Alternatively, this is how all sums or joint and several works, according to the guide: “Assume an insured suffers a $20 million loss that triggers 10 successive policies. In the first five years, the insured did not purchase insurance that would cover the loss. In years six through nine, it purchased primary coverage with limits of $1 million and excess coverage in the amount of $2 million. In year 10, it purchased a $5 million primary policy and a $10 million excess policy. Under the ‘all sums’ method, the insured will pursue coverage under year 10, as it has the most coverage in that year. In some jurisdictions, the insured will recover $15 million and pay on its own the remaining $5 million. In some jurisdictions, the insured can recover the remaining $5 million by ‘spiking’ policies in years six through nine until it has fully satisfied its loss. The insurers who paid a disproportionate amount of the loss can then pursue coverage from other carriers that have not paid their proportionate share.”

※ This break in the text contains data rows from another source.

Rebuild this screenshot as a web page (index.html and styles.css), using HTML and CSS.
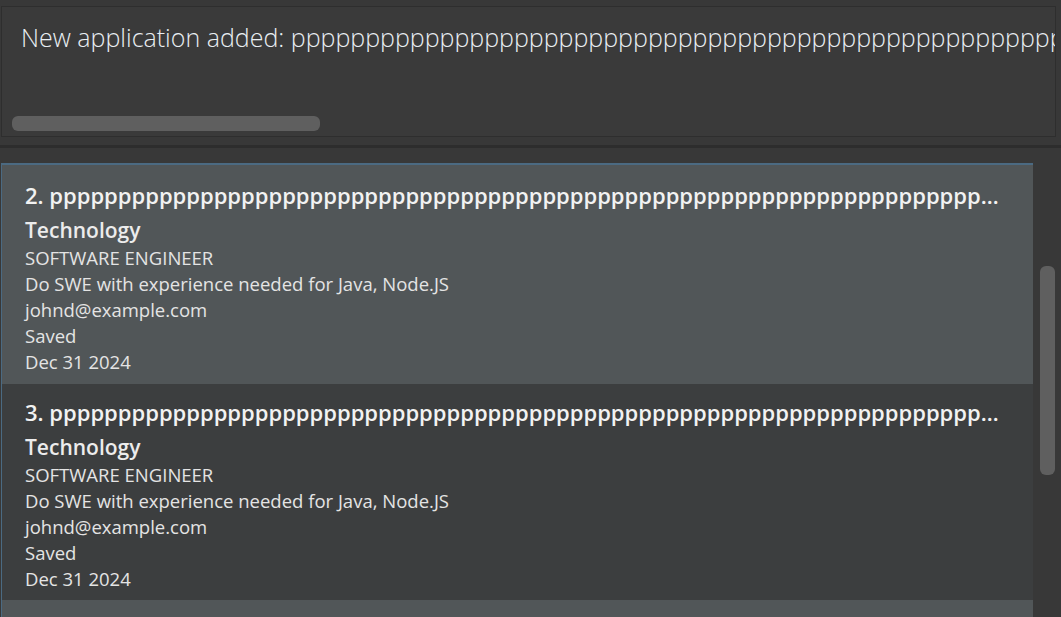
FILE: index.html
```html
<!DOCTYPE html>
<html>
<head>
<meta charset="utf-8">
<link rel="stylesheet" href="styles.css">
</head>
<body>
<div class="app">
  <div class="result-box">
    <div class="result-text">New application added: pppppppppppppppppppppppppppppppppppppppppppppppppppppppppppppppppppppppp</div>
    <div class="hbar"><div class="hthumb"></div></div>
  </div>
  <div class="separator"></div>
  <div class="list-area">
    <div class="list">
      <div class="cell even">
        <div class="title">2. pppppppppppppppppppppppppppppppppppppppppppppppppppppppppppppppppppppppppppppppppppppppppppp</div>
        <div class="industry">Technology</div>
        <div class="line">SOFTWARE ENGINEER</div>
        <div class="line">Do SWE with experience needed for Java, Node.JS</div>
        <div class="line">johnd@example.com</div>
        <div class="line">Saved</div>
        <div class="line">Dec 31 2024</div>
      </div>
      <div class="cell odd">
        <div class="title">3. pppppppppppppppppppppppppppppppppppppppppppppppppppppppppppppppppppppppppppppppppppppppppppp</div>
        <div class="industry">Technology</div>
        <div class="line">SOFTWARE ENGINEER</div>
        <div class="line">Do SWE with experience needed for Java, Node.JS</div>
        <div class="line">johnd@example.com</div>
        <div class="line">Saved</div>
        <div class="line">Dec 31 2024</div>
      </div>
      <div class="cell even"></div>
    </div>
    <div class="vtrack"><div class="vthumb"></div></div>
  </div>
</div>
</body>
</html>
```
FILE: styles.css
```css
html, body {
  margin: 0;
  padding: 0;
  background: #383838;
  width: 1061px;
  height: 617px;
  overflow: hidden;
  font-family: "Open Sans", "Noto Sans", sans-serif;
}
.app {
  display: flex;
  flex-direction: column;
  height: 617px;
}
.result-box {
  margin: 6px 5px 0 1px;
  height: 129px;
  border: 1px solid #2e2e2e;
  background: #3a3a3a;
  display: flex;
  flex-direction: column;
  overflow: hidden;
}
.result-text {
  color: #e9eef2;
  font-weight: 300;
  font-size: 25px;
  line-height: 30px;
  padding: 15px 0 0 19px;
  white-space: nowrap;
  overflow: hidden;
}
.hbar {
  margin-top: auto;
  padding: 0 0 5px 10px;
}
.hthumb {
  width: 308px;
  height: 15px;
  border-radius: 6px;
  background: #5f5f5f;
}
.separator {
  margin-top: 8px;
  height: 3px;
  background: #2d2d2d;
}
.list-area {
  margin-top: 15px;
  flex: 1;
  display: flex;
  min-height: 0;
}
.list {
  width: 1031px;
  margin-left: 1px;
  border-top: 2px solid #4b6a82;
  border-left: 1px solid #4b6a82;
  display: flex;
  flex-direction: column;
  overflow: hidden;
}
.cell {
  padding: 14px 24px 0 23px;
  height: 216px;
  flex-shrink: 0;
  box-sizing: border-box;
  color: #e4e4e4;
}
.cell.even {
  background: #515658;
  height: 219px;
  padding-top: 16px;
}
.cell.odd { background: #3c3e3f; }
.title {
  font-size: 22px;
  font-weight: 600;
  line-height: 28px;
  color: #f2f2f2;
  white-space: nowrap;
  overflow: hidden;
  text-overflow: ellipsis;
}
.industry {
  font-size: 21px;
  font-weight: 600;
  line-height: 30px;
  color: #ececec;
  margin-top: 6px;
}
.line {
  font-size: 18.5px;
  line-height: 26px;
}
.vtrack {
  flex: 1;
  display: flex;
  justify-content: center;
  padding-top: 103px;
}
.vthumb {
  width: 15px;
  height: 209px;
  border-radius: 6px;
  background: #5f5f5f;
}
```
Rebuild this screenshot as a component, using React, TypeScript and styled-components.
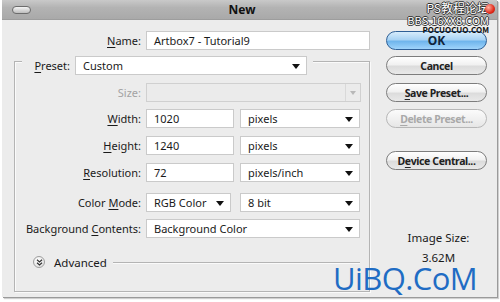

Although insurers sometimes differ on their views of policy language and its effects, many insurers likely agree with the “view that the coverage responsibility for consecutively triggered liability insurers should be allocated by time on the risk, the position advanced by most insurers facing long-tail claims.” [See Randy Maniloff, “General Liability Insurance Coverage” (5th Ed.)]. Section 41 of the American Law Institute’s “Restatement of the Law of Liability Insurance” notes that where there is an application of a continuous or exposure trigger of occurrence over multiple policy periods, “a default rule of pro rata allocation under occurrence-based liability policies should apply for indemnity costs.” In explaining this recommendation in the Restatement, it notes that this “method is the ‘most consistent, simplest, and fairest solution’ as opposed to the all-sums method to allocation, which ‘allows an insurer to be held responsible for a large amount of losses that did not occur during the policy period that the insurer agreed to cover.’” (Id., citing Restatement § 41).
In the insuring agreement of a CGL, there are a lot of moving parts, so keep your eye on “occurrence” for an evaluation of coverage.